Wednesday, May 9, 2007

Sceptic Gets Mired in Controversy

Well known Global Warming sceptic Professor Bob Carter gets a fair hearing and gets into trouble. He got more than flashy soundbites to elaborate on his position. He got himself against a mighty listener: Dr Stephen Schneider. All we ask that Mr Carter should also listen. To himself.

So hear Mr Carter out. In introduction, his position is that putting Carbon Dioxide (CO2) into the air is like putting coats of white paint on a house. The first quantum (layer) will reflect most of the sunshine and consecutive layers - no matter how many - will not add much more to the reflectivity. Similarly, he says, doubling CO2 is causing most of the warming and consecutive outputs are not that big of a concern.

He supports his argument by saying that warming should be seen on a very long time horizon measured in hundreds of thousands perhaps millions of years. He argues these are processes of geological length. And than he turns around and says, a shining fact to support him is the fact that in the past 3-5 years warming that is more than the background noise warming (we don't know what he means by that and he does not elaborate) has not increased.

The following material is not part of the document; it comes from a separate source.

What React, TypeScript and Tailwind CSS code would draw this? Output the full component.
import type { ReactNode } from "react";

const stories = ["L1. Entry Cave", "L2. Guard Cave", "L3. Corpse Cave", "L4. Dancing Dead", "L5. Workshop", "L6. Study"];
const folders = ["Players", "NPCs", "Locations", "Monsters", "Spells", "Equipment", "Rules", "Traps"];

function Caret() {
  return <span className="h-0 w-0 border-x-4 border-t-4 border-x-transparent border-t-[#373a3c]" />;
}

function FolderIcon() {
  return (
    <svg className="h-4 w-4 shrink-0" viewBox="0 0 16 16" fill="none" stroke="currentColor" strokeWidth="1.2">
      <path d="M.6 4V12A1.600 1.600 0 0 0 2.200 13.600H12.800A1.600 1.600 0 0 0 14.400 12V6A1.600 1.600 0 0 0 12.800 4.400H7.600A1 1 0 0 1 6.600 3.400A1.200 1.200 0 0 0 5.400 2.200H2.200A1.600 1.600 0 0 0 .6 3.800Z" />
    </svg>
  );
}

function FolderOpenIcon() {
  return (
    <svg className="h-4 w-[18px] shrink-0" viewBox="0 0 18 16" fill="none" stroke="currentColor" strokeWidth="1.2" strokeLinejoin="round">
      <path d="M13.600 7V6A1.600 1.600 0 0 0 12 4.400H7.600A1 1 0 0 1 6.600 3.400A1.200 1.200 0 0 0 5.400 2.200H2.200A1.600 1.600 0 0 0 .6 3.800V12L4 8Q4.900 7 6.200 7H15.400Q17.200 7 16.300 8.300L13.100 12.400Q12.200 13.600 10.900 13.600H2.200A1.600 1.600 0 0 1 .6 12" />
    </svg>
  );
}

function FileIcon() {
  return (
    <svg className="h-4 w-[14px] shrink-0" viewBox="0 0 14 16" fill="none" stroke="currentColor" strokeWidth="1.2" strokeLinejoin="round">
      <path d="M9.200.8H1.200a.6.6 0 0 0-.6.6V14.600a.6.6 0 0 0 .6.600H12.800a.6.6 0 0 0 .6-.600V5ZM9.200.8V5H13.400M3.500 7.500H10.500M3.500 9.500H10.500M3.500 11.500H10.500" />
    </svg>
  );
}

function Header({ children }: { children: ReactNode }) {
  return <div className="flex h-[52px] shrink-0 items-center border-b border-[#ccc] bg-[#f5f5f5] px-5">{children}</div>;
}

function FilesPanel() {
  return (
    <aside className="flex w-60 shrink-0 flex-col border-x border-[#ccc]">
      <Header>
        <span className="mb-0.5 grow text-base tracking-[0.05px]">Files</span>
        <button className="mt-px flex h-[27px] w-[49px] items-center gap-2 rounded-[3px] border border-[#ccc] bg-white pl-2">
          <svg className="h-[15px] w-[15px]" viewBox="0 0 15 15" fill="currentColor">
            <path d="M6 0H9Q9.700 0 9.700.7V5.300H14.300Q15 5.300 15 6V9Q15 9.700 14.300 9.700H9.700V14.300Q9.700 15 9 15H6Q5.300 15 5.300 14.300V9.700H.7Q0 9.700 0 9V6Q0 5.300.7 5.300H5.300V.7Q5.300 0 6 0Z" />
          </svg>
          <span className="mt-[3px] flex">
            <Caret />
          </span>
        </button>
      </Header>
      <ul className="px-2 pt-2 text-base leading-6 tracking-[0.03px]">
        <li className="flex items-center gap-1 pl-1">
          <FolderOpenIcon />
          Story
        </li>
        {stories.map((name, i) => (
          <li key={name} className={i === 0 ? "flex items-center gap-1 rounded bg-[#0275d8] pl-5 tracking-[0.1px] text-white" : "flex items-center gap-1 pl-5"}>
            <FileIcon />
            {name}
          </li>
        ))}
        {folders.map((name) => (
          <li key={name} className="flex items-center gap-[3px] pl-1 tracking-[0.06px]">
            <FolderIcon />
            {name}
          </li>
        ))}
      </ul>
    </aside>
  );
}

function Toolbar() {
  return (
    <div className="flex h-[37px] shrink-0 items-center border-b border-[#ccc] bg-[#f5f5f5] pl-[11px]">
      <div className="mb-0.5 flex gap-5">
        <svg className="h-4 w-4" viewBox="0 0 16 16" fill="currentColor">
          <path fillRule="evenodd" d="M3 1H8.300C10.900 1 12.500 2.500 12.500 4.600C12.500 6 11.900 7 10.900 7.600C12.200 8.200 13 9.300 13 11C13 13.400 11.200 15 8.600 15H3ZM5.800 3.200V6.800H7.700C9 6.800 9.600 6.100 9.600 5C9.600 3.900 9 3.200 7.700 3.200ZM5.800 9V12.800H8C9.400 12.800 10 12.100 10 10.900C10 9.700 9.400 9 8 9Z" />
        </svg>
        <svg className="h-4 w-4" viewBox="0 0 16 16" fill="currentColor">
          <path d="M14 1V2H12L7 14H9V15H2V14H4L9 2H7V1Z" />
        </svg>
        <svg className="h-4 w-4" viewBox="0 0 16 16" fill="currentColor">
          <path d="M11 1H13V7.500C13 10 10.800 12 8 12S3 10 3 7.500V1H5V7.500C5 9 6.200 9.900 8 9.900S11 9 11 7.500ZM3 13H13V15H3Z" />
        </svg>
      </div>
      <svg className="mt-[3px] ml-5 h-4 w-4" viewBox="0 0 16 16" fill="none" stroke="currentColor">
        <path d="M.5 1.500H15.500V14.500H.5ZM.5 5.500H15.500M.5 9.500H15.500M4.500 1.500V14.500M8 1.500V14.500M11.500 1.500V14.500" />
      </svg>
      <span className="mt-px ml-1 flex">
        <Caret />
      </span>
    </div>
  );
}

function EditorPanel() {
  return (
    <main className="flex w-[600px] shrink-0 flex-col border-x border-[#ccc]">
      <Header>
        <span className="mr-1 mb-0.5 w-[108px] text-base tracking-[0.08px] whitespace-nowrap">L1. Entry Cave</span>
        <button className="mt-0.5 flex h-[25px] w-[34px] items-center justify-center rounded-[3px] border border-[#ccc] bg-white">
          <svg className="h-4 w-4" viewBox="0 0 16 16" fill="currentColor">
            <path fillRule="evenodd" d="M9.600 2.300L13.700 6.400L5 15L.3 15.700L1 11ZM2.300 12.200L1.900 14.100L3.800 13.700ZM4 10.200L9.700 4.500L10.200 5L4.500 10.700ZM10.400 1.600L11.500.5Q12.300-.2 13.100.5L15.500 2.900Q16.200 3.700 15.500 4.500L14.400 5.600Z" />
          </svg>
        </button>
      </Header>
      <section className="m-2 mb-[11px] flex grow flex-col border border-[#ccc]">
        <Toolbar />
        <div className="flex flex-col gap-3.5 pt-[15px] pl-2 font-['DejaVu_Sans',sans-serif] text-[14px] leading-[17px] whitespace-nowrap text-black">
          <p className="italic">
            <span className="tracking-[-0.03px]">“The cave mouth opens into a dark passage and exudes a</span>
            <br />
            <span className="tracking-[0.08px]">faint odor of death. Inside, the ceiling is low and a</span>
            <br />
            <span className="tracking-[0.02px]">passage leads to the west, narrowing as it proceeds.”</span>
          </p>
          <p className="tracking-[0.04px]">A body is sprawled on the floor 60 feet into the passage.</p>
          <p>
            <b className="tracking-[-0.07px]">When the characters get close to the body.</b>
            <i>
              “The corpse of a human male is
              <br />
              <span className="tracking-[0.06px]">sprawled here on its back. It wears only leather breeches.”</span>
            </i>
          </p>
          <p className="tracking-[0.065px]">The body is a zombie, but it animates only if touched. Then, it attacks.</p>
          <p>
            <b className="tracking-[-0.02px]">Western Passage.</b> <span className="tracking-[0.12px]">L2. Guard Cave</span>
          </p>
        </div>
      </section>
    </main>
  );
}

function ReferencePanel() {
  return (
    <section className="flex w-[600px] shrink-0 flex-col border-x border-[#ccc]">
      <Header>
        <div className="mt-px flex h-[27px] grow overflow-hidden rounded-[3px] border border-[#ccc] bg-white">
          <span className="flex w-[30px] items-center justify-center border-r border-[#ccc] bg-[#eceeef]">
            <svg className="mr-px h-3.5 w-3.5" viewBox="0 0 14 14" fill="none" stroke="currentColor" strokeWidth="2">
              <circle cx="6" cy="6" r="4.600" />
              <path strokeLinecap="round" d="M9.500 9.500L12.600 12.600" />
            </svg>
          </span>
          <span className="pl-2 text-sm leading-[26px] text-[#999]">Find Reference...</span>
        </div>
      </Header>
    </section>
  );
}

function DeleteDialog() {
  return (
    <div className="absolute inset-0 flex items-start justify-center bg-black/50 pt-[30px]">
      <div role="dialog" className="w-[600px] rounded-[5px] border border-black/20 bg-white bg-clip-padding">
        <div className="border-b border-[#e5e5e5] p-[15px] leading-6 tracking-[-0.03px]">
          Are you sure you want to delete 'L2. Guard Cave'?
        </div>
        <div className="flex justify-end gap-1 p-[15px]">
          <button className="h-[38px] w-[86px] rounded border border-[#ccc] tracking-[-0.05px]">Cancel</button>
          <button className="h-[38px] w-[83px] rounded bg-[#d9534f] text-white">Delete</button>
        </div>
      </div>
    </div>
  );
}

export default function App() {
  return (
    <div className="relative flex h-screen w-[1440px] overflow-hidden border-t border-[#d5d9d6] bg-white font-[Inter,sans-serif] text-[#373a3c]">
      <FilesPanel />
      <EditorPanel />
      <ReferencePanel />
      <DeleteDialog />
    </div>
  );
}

Well done Mr Carter. No one needs to argue with you if you defeat your own argument. Twice.

First: How historic long term is 3-5 years? Probably not much.
Second: If most of the warming is caused by the doubling of CO2 and not the consequtive outputs and changes are locked in for 30-40 years already (a consensus reached by scientists of both side of the barrier) than we should worry probably even more about the destructive nature of CO2 and its effects on the whole eco - AND biosphere.

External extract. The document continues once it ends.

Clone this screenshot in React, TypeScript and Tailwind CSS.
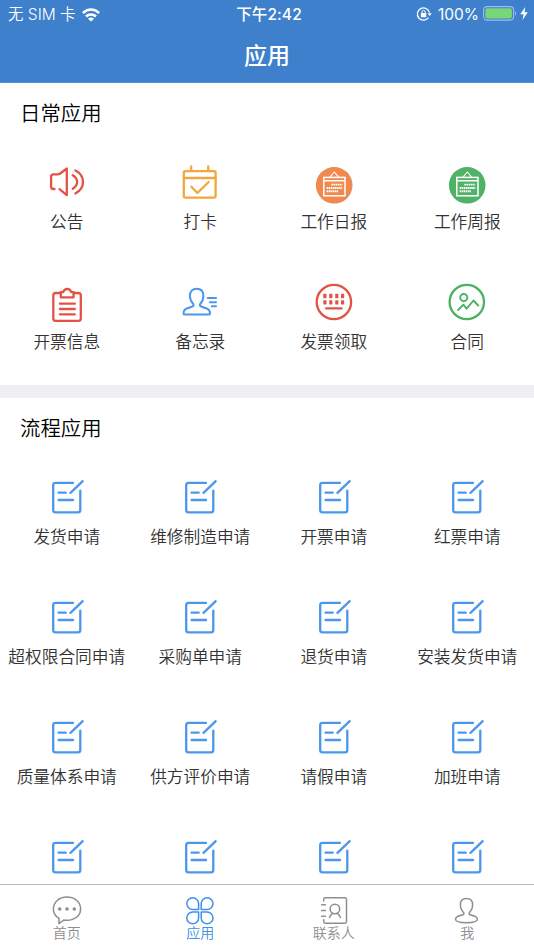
import React from "react";

type IconProps = { className?: string };

// 44x44 canvas shared by all grid icons
function AppIcon({ color, children }: { color: string; children: React.ReactNode }) {
  return (
    <svg
      className="w-11 h-11 shrink-0"
      viewBox="0 0 44 44"
      fill="none"
      stroke={color}
      strokeWidth="2.3"
      strokeLinecap="round"
      strokeLinejoin="round"
    >
      {children}
    </svg>
  );
}

function NoticeIcon() {
  return (
    <AppIcon color="#e25345">
      <path d="M9.5 27H8.3Q6.1 27 6.1 24.8V14.7Q6.1 12.3 8.5 12.3H12.3Q14.1 12.3 15.6 11.2L21.8 6.5V33.2L14.5 27.2" />
      <path d="M27.7 13.3C30.7 15.1 32.1 17.3 32.1 20C32.1 22.9 30.7 25.1 27.7 26.8" />
      <path d="M30.4 8.4C35.4 11 38 15 38 20C38 25 35.4 28.8 30.4 31.5" />
    </AppIcon>
  );
}

function PunchIcon() {
  return (
    <AppIcon color="#f2a73d">
      <rect x="5.8" y="9.1" width="31.8" height="26.5" rx="1.6" />
      <path d="M5.8 16H37.6M13.2 4.4V8.5M30.2 4.4V8.5" />
      <path d="M13.4 24.7L19.4 31L30.6 20" />
    </AppIcon>
  );
}

function ReportIcon({ color }: { color: string }) {
  return (
    <AppIcon color="#ffffff">
      <circle cx="22.2" cy="23.3" r="18.3" fill={color} stroke="none" />
      <g strokeWidth="1.5" strokeLinejoin="miter">
        <rect x="11.8" y="15.4" width="21.2" height="18.4" />
        <path d="M13 18.7H32" />
        <path d="M18.2 14.8L22.3 10L26.4 14.8" strokeWidth="1.1" />
      </g>
      <g strokeWidth="1.9" strokeLinecap="butt" strokeDasharray="1.6 0.5">
        <path d="M19.3 22.6H30.3M14.6 26H30.3M14.6 29.3H26" />
      </g>
    </AppIcon>
  );
}

function InvoiceInfoIcon() {
  return (
    <AppIcon color="#e25345">
      <path d="M15.5 11H10.7Q8.3 11 8.3 13.4V36.5Q8.3 38.9 10.7 38.9H33.4Q35.8 38.9 35.8 36.5V13.4Q35.8 11 33.4 11H28.8" />
      <path d="M15.8 10.2H18.1Q19.3 7 22.2 7T26.3 10.2H28.6V15.3H15.8Z" />
      <path d="M14.9 21.7H29.8M14.9 27H29.8M14.9 32.3H29.8" />
    </AppIcon>
  );
}

function MemoIcon() {
  return (
    <AppIcon color="#4b96ee">
      <g strokeWidth="2">
        <path d="M18.7 6.8C14.5 6.8 11.9 9.6 11.9 14C11.9 17.2 13.2 19.8 15.3 22C16.1 23.2 15.5 24 14.3 24.5L8.3 26.7C6.2 27.6 5.5 29.6 5.5 31.4Q5.5 32.6 7 32.6H30.5Q32 32.6 32 31.4C32 29.4 31.1 27.6 29.2 26.7L23.2 24.5C21.9 24 21.4 23.2 22.2 22C24.3 19.6 25.4 17.2 25.4 14C25.4 9.6 22.9 6.8 18.7 6.8Z" />
        <path d="M29.8 16H38M31.8 20.3H38M33.8 24.3H38" />
      </g>
    </AppIcon>
  );
}

function ReceiveIcon() {
  return (
    <AppIcon color="#e25345">
      <circle cx="21.9" cy="20" r="17.2" />
      {[12.9, 18.8, 24.8, 30.6].map((x) => (
        <g key={x} fill="#e25345" stroke="none">
          <rect x={x - 1.6} y="11.8" width="3.2" height="4.4" rx="0.6" />
          <rect x={x - 1.6} y="18.2" width="3.2" height="4.4" rx="0.6" />
        </g>
      ))}
      <path d="M14.2 26.4H29.6" />
    </AppIcon>
  );
}

function ContractIcon() {
  return (
    <AppIcon color="#4bb163">
      <circle cx="21.8" cy="20" r="17.2" />
      <circle cx="18.8" cy="15.6" r="3.6" strokeWidth="1.9" />
      <path strokeWidth="1.9" d="M13.1 28L18.4 22.7L21.6 26.7L28.5 18.5L33.2 23.5" />
    </AppIcon>
  );
}

function FormIcon() {
  return (
    <AppIcon color="#4b96ee">
      <path d="M28 5.9H10.6Q8.2 5.9 8.2 8.2V32.9Q8.2 35.3 10.6 35.3H32.9Q35.3 35.3 35.3 32.9V13.6" />
      <path d="M37.7 4.2L25.5 15.9M13.6 15.7H20.7M13.6 23H28.1" />
    </AppIcon>
  );
}

function TabIcon({ children, className }: IconProps & { children: React.ReactNode }) {
  return (
    <svg
      className={`w-9 h-9 shrink-0 ${className ?? ""}`}
      viewBox="0 0 36 36"
      fill="none"
      stroke="currentColor"
      strokeWidth="1.5"
      strokeLinecap="round"
      strokeLinejoin="round"
    >
      {children}
    </svg>
  );
}

const dailyApps = [
  { label: "公告", icon: <NoticeIcon /> },
  { label: "打卡", icon: <PunchIcon /> },
  { label: "工作日报", icon: <ReportIcon color="#ef8950" /> },
  { label: "工作周报", icon: <ReportIcon color="#4fb266" /> },
  { label: "开票信息", icon: <InvoiceInfoIcon /> },
  { label: "备忘录", icon: <MemoIcon /> },
  { label: "发票领取", icon: <ReceiveIcon /> },
  { label: "合同", icon: <ContractIcon /> },
];

const flowApps = [
  "发货申请",
  "维修制造申请",
  "开票申请",
  "红票申请",
  "超权限合同申请",
  "采购单申请",
  "退货申请",
  "安装发货申请",
  "质量体系申请",
  "供方评价申请",
  "请假申请",
  "加班申请",
  "",
  "",
  "",
  "",
].map((label) => ({ label, icon: <FormIcon /> }));

const tabs = [
  {
    label: "首页",
    icon: (
      <TabIcon>
        <path d="M10 31.6V26.4C6.5 24.3 4.4 20.9 4.4 17.2C4.4 10.4 10 5 18 5S31.6 10.4 31.6 16.9S26 28.3 18 28.3C16.8 28.3 15.8 28.2 14.8 28Z" />
        <g fill="currentColor" stroke="none">
          <circle cx="10.7" cy="17" r="1.8" />
          <circle cx="18" cy="17" r="1.8" />
          <circle cx="25.3" cy="17" r="1.8" />
        </g>
      </TabIcon>
    ),
  },
  {
    label: "应用",
    active: true,
    icon: (
      <TabIcon>
        <path d="M16.6 17.5H10.7A5.9 5.9 0 1 1 16.6 11.6Z" />
        <path d="M19.2 17.5H25.1A5.9 5.9 0 1 0 19.2 11.6Z" />
        <path d="M16.6 20H10.7A5.9 5.9 0 1 0 16.6 25.9Z" />
        <path d="M19.2 20H25.1A5.9 5.9 0 1 1 19.2 25.9Z" />
      </TabIcon>
    ),
  },
  {
    label: "联系人",
    icon: (
      <TabIcon>
        <path d="M7.7 9V7.3Q7.7 5.7 9.3 5.7H28.9Q30.5 5.7 30.5 7.3V29.6Q30.5 31.2 28.9 31.2H9.3Q7.7 31.2 7.7 29.6V27.8" />
        <path d="M5.7 12.7H9.4M5.7 18.5H9.4M5.7 24.3H9.4" />
        <circle cx="18.9" cy="17" r="4.8" />
        <path d="M13.5 25.5C14.2 23.4 15.3 22.2 16.8 21.4M21 21.4C22.5 22.2 23.7 23.4 24.4 25.5" />
      </TabIcon>
    ),
  },
  {
    label: "我",
    icon: (
      <TabIcon>
        <path d="M17.5 6.5C13.6 6.5 11.4 8.8 11.4 12.6C11.4 16 12.4 18.4 14.4 20.2C15.5 21.7 15 22.6 13.3 23.1C9 23.9 6.5 25.2 6.5 27.3C6.5 29.6 10.5 30.7 17.5 30.7S28.4 29.6 28.4 27.3C28.4 25.2 26 23.9 21.7 23.1C20 22.6 19.5 21.7 20.6 20.2C22.6 18.4 23.6 16 23.6 12.6C23.6 8.8 21.4 6.5 17.5 6.5Z" />
      </TabIcon>
    ),
  },
];

function StatusBar() {
  return (
    <div className="h-7 grid grid-cols-3 items-center leading-7 text-white">
      <div className="flex items-center gap-2 pl-2">
        <span className="whitespace-nowrap text-[15.5px] font-[350] pt-px">无 SIM 卡</span>
        <svg className="w-[18px] h-[14px] -ml-0.5" viewBox="0 0 18 14" fill="none" stroke="white" strokeWidth="2.5">
          <path d="M0.9 5.1C5.5 0.3 12.5 0.3 17.1 5.1M4 8.5C6.8 5.7 11.2 5.7 14 8.5" />
          <path d="M9 13.6L6 10.7C7.8 9.2 10.2 9.2 12 10.7Z" fill="white" stroke="none" />
        </svg>
      </div>
      <span className="text-center text-[15.5px] font-medium tracking-[0.1px] whitespace-nowrap pl-1">下午2:42</span>
      <div className="flex items-center justify-end pr-1.5">
        <svg className="w-4 h-4 mr-1.5 -mt-0.5" viewBox="0 0 16 16" fill="none" stroke="white" strokeWidth="1.3">
          <path d="M12.4 11.6A6.1 6.1 0 1 1 13.4 6.6" />
          <path d="M11.6 7.2H15.8L13.7 10Z" fill="white" stroke="none" />
          <rect x="4.9" y="7.1" width="5.4" height="4.1" rx="0.6" fill="white" stroke="none" />
          <path d="M6 7.2V6A1.6 1.6 0 0 1 9.2 6V7.200" strokeWidth="1" />
        </svg>
        <span className="text-[15.5px] mr-[3.5px]">100%</span>
        <svg className="w-[34px] h-[15px] mr-[3.5px] -mt-0.5" viewBox="0 0 34 15">
          <rect x="0.6" y="0.6" width="30" height="13.5" rx="3.5" fill="none" stroke="#9ebfe6" strokeWidth="1.1" />
          <rect x="2.3" y="2.3" width="26.6" height="10.1" rx="1.8" fill="#77d675" />
          <path d="M32 5.2C33.4 5.7 33.4 9 32 9.5Z" fill="#9ebfe6" />
        </svg>
        <svg className="w-2 h-[13px] -mt-0.5" viewBox="0 0 8 13">
          <path d="M5.3 0L0.2 7.3H3.5L2.5 13L7.8 5.2H4.5Z" fill="white" />
        </svg>
      </div>
    </div>
  );
}

function AppSection({ title, apps }: { title: string; apps: { label: string; icon: React.ReactNode }[] }) {
  return (
    <section className="bg-white shrink-0 pb-7">
      <h2 className="h-[60px] pl-5 text-[20.4px] leading-[62px] font-[350] text-black">{title}</h2>
      <div className="grid grid-cols-4 gap-y-[45px] pt-[19px]">
        {apps.map((app, i) => (
          <div key={i} className="h-[75px] flex flex-col items-center">
            {app.icon}
            <span className="text-[16.7px] leading-[33px] font-[350] text-[#333333] whitespace-nowrap">{app.label}</span>
          </div>
        ))}
      </div>
    </section>
  );
}

export default function App() {
  return (
    <div className="w-full h-screen flex flex-col overflow-hidden bg-white font-['Inter','Noto_Sans_CJK_SC',sans-serif]">
      {/* Header */}
      <header className="h-[83px] shrink-0 bg-[#3e80cc] border-b border-[#4f90dc]">
        <StatusBar />
        <h1 className="text-center text-[23px] leading-[56px] font-medium text-white">应用</h1>
      </header>

      {/* App lists */}
      <main className="flex-1 min-h-0 overflow-hidden flex flex-col">
        <AppSection title="日常应用" apps={dailyApps} />
        <div className="h-[13px] shrink-0 bg-[#eeeef3]" />
        <AppSection title="流程应用" apps={flowApps} />
      </main>

      {/* Bottom tabs */}
      <nav className="h-[66px] shrink-0 grid grid-cols-4 border-t border-[#b9b9b9] bg-white pt-[7px]">
        {tabs.map((tab) => (
          <div
            key={tab.label}
            className={`flex flex-col items-center ${tab.active ? "text-[#4090e8]" : "text-[#8e8e8e]"}`}
          >
            {tab.icon}
            <span className="-mt-1 text-[14px] leading-[18px] font-[350]">{tab.label}</span>
          </div>
        ))}
      </nav>
    </div>
  );
}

It appears that it was a noble intention on his part to broaden the definition of change - not just weather change. But Mr Carter ran into a formidable opponent in Dr Stephen Schneider. While Mr Carter is certainly an able proponent of possible changes on the geological time-scale (himself being from the Marine Geophysical Laboratory, James Cook University.)

Professor Schneider is offering advice to help scholars communicate more clearly with the media and policymakers.
Mr Schneider however is a person monitoring really broad interdisciplinary consequences. Mr Schneider being Melvin and Joan Lane Professor for Interdisciplinary Environmental Studies Department of Biological Sciences, Stanford University, he appeared to be an able advocate of very long term processes including biological ones.

To sum up ...

Allow me just two final figures to contemplate.

If animals or plants go extinct because of too high stress on their respective habitat, what goes with it is what took evolution about 25 million years of perfecting those species to that habitat. A new, drastically different habitat might take similarly long geological time spans to have a new biosphere similarly adopted.

Scientist have reached consensus and agree that ocean surface level rise is mostly due to heat expansion that is about to go on for a thousand to two thousand years.

Both are very long time spans indeed.

So what's the point of arguing consequtive CO2 emissions (that is happening today) if what is already there is so damaging for the very long term, indeed.

Congratulation to Phillip Adams of ABC Radio National LNL for convening such an informative debate and big cheers to story producer Jane Shields.